It is time to move from reading about data structures to building them. In this section, we construct a simplified blockchain in Python that captures the essential mechanics of the Bitcoin protocol: blocks containing transactions, blocks linked via hashes, and chain validation.

This is a milestone in our progressive project. In Chapter 2, we implemented hash functions and digital signatures. Now we use those primitives to build the chain itself. In later chapters, we will add networking, consensus mechanisms, and eventually a decentralized voting application on top of this foundation.

Design Overview

Our simplified blockchain will consist of:

1. A Transaction class that represents a simplified transaction with inputs, outputs, and a unique ID.
2. A Block class that contains a header (with the previous hash, Merkle root, timestamp, and nonce) and a body (list of transactions).
3. A Blockchain class that manages the chain, creates new blocks, and validates the entire chain.

We will use SHA-256 for hashing (from Python's hashlib library), and our mining will use a simple proof-of-work scheme where the block hash must start with a configurable number of leading zeros.

The Transaction Class

import hashlib
import json
import time
from typing import List, Dict, Optional

class Transaction:
    """A simplified Bitcoin-like transaction."""

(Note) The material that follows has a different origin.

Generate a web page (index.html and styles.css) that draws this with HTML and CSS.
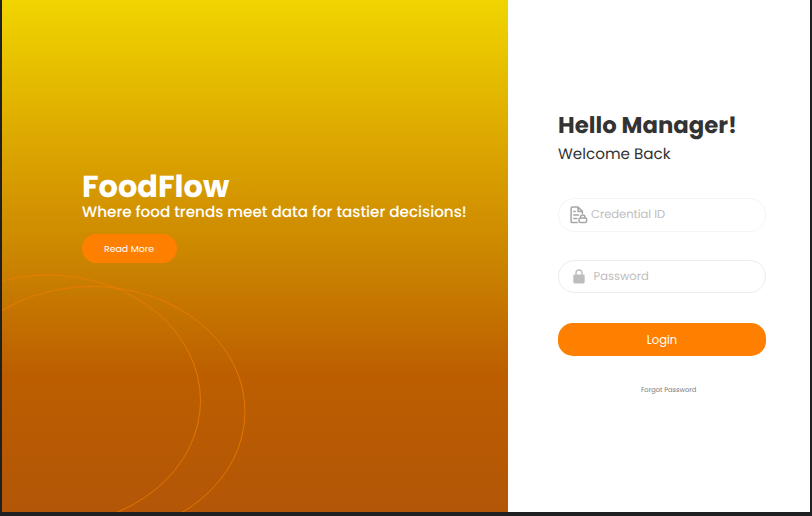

    def __init__(self, sender: str, recipient: str, amount: float,
                 tx_inputs: Optional[List[Dict]] = None):
        self.sender = sender
        self.recipient = recipient
        self.amount = amount
        self.timestamp = time.time()
        self.tx_inputs = tx_inputs or []
        self.tx_id = self.calculate_hash()

    def calculate_hash(self) -> str:
        """Calculate the transaction ID (hash of transaction data)."""
        tx_data = json.dumps({
            'sender': self.sender,
            'recipient': self.recipient,
            'amount': self.amount,
            'timestamp': self.timestamp,
            'tx_inputs': self.tx_inputs
        }, sort_keys=True)
        return hashlib.sha256(tx_data.encode()).hexdigest()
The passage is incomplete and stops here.